Self-expandable metal stent in lumen-apposing metal stent (the SEMS-in-LAMS procedure): a simple salvage procedure after LAMS misplacement
23 January 2019 (online)
Lumen-apposing metal stents (LAMSs) have been widely used for drainage of pancreatic fluid collections (PFCs) . However, misplacement of stents is not rare and demands immediate intervention. We describe the use of a biliary self-expandable metal stent (SEMS) placed through the LAMS to address misplacement during an endoscopic ultrasound (EUS)-guided drainage procedure.
In the first case, a 24-year-old woman presenting with a symptomatic PFC ([Fig. 1]) after an episode of moderate acute pancreatitis was referred for EUS-guided drainage. During deployment of the LAMS (3 cm × 12 – 15 mm; Hanarostent; Mitech), we accidentally released the proximal flange into the gastric wall. We pulled the stent towards the gastric lumen using a foreign body forceps, but the distal flange detached from the collection, dissecting the retroperitoneum ([Fig. 2]). We therefore placed a guidewire into the PFC through the LAMS using a pediatric endoscope. Finally, we deployed a biliary fully-covered SEMS (10 mm × 6 cm; Hanarostent; Mitech) to connect the PFC to the stomach ([Video 1]). Both stents were removed a month later without complications.
Video 1 Deployment of a self-expandable metal stent (SEMS) through a lumen-apposing metal stent (LAMS) after LAMS misplacement during endoscopic ultrasound-guided drainage of a pancreatic fluid collection: the SEMS-in-LAMS procedure.
In the second case, a 50-year-old man presenting with a symptomatic walled-off necrosis ([Fig. 3]) after a severe episode of pancreatitis was referred for EUS-guided drainage. During the procedure, the proximal flange was accidentally deployed into the gastric wall ([Fig. 4]). Under EUS guidance, we introduced the sheath of the needle and a guidewire through the LAMS into the PFC. We deployed a fully-covered biliary SEMS inside the LAMS, thereby creating a communication between the PFC and the stomach ([Fig. 5]). Both stents were removed at 1-month follow-up without complications.

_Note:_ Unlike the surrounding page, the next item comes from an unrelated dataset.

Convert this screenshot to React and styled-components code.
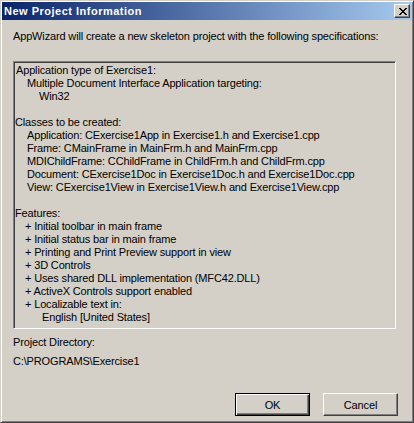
import React from "react";
import styled, { createGlobalStyle } from "styled-components";

const GlobalStyle = createGlobalStyle`
  html, body {
    margin: 0;
    padding: 0;
    background: #d4d0c8;
  }
  body {
    font-family: "Liberation Sans", Arial, sans-serif;
    font-size: 11px;
    letter-spacing: -0.15px;
    color: #000;
  }
`;

const summary = [
  { text: "Application type of Exercise1:", indent: 0 },
  { text: "Multiple Document Interface Application targeting:", indent: 12 },
  { text: "Win32", indent: 24 },
  { text: "", indent: 0 },
  { text: "Classes to be created:", indent: 0 },
  { text: "Application: CExercise1App in Exercise1.h and Exercise1.cpp", indent: 12 },
  { text: "Frame: CMainFrame in MainFrm.h and MainFrm.cpp", indent: 12 },
  { text: "MDIChildFrame: CChildFrame in ChildFrm.h and ChildFrm.cpp", indent: 12 },
  { text: "Document: CExercise1Doc in Exercise1Doc.h and Exercise1Doc.cpp", indent: 12 },
  { text: "View: CExercise1View in Exercise1View.h and Exercise1View.cpp", indent: 12 },
  { text: "", indent: 0 },
  { text: "Features:", indent: 0 },
  { text: "+ Initial toolbar in main frame", indent: 10 },
  { text: "+ Initial status bar in main frame", indent: 10 },
  { text: "+ Printing and Print Preview support in view", indent: 10 },
  { text: "+ 3D Controls", indent: 10 },
  { text: "+ Uses shared DLL implementation (MFC42.DLL)", indent: 10 },
  { text: "+ ActiveX Controls support enabled", indent: 10 },
  { text: "+ Localizable text in:", indent: 10 },
  { text: "English [United States]", indent: 27 },
];

const CloseGlyph = () => (
  <svg width="8" height="7" viewBox="0 0 8 7" shapeRendering="crispEdges">
    <path
      fill="#000"
      d="M0 0h2v1H0zM6 0h2v1H6zM1 1h2v1H1zM5 1h2v1H5zM2 2h4v1H2zM3 3h2v1H3zM2 4h4v1H2zM1 5h2v1H1zM5 5h2v1H5zM0 6h2v1H0zM6 6h2v1H6z"
    />
  </svg>
);

const App = () => {
  return (
    <>
      <GlobalStyle />
      <Window>
        <TitleBar>
          <Title>New Project Information</Title>
          <CloseButton aria-label="Close">
            <CloseGlyph />
          </CloseButton>
        </TitleBar>
        <Body>
          <Line>
            AppWizard will create a new skeleton project with the following
            specifications:
          </Line>
          <SummaryBox>
            {summary.map((row, i) => (
              <Line key={i} $indent={row.indent}>
                {row.text || "\u00a0"}
              </Line>
            ))}
          </SummaryBox>
          <DirLabel>Project Directory:</DirLabel>
          <DirPath>C:\PROGRAMS\Exercise1</DirPath>
          <Buttons>
            <PushButton $default>OK</PushButton>
            <PushButton>Cancel</PushButton>
          </Buttons>
        </Body>
      </Window>
    </>
  );
};

export default App;

const Window = styled.div`
  box-sizing: border-box;
  width: 414px;
  height: 423px;
  display: flex;
  flex-direction: column;
  padding: 1px;
  background: #d4d0c8;
  border: 1px solid;
  border-color: #d4d0c8 #404040 #404040 #d4d0c8;
  box-shadow: inset 1px 1px #ffffff, inset -1px -1px #808080;
`;

const TitleBar = styled.div`
  height: 18px;
  display: flex;
  align-items: center;
  justify-content: space-between;
  padding: 0 2px;
  background: linear-gradient(to right, #0a246a, #a6caf0);
`;

const Title = styled.span`
  color: #fff;
  font-weight: bold;
  font-size: 11px;
  letter-spacing: 0.5px;
  line-height: 13px;
  white-space: nowrap;
`;

const CloseButton = styled.button`
  box-sizing: border-box;
  width: 16px;
  height: 14px;
  padding: 0 0 0 1px;
  margin: 0;
  display: flex;
  align-items: center;
  justify-content: center;
  background: #d4d0c8;
  border: 1px solid;
  border-color: #ffffff #404040 #404040 #ffffff;
  box-shadow: inset -1px -1px #808080;
`;

const Body = styled.div`
  flex: 1;
  display: flex;
  flex-direction: column;
  padding: 10px 11px 5px 11px;
`;

const Line = styled.div`
  line-height: 13px;
  height: 13px;
  white-space: nowrap;
  padding-left: ${(p) => p.$indent || 0}px;
`;

const SummaryBox = styled.div`
  box-sizing: border-box;
  margin-top: 18px;
  width: 383px;
  height: 268px;
  padding: 2px 1px;
  border: 1px solid;
  border-color: #808080 #ffffff #ffffff #808080;
  box-shadow: inset 1px 1px #404040, inset -1px -1px #d4d0c8;
  overflow: hidden;
  & > div:first-child {
    padding-left: 1px;
  }
`;

const DirLabel = styled(Line)`
  margin-top: 7px;
`;

const DirPath = styled(Line)`
  margin-top: 6px;
`;

const Buttons = styled.div`
  margin-top: auto;
  display: flex;
  justify-content: flex-end;
  gap: 13px;
  padding-right: 3px;
`;

const PushButton = styled.button`
  box-sizing: border-box;
  width: 75px;
  height: 23px;
  margin: 0;
  padding: 0;
  font-family: "Liberation Sans", Arial, sans-serif;
  font-size: 11px;
  letter-spacing: -0.15px;
  color: #000;
  background: #d4d0c8;
  border: 1px solid;
  border-color: ${(p) =>
    p.$default ? "#000000" : "#ffffff #404040 #404040 #ffffff"};
  box-shadow: ${(p) =>
    p.$default
      ? "inset 1px 1px #ffffff, inset -1px -1px #404040, inset -2px -2px #808080"
      : "inset -1px -1px #808080"};
`;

The short dumbbell shape of the LAMS draws together the wall of the collection and the lumen, thereby stabilizing the stent ; however, this short length may favor misdeployment. Ligresti et al.  recently reported a LAMS-in-LAMS procedure to address a buried stent. However, a standard biliary SEMS seems more appropriate to use as it is cheaper, widely available, and longer. This is the first description of the SEMS-in-LAMS procedure as salvage therapy after LAMS misplacement.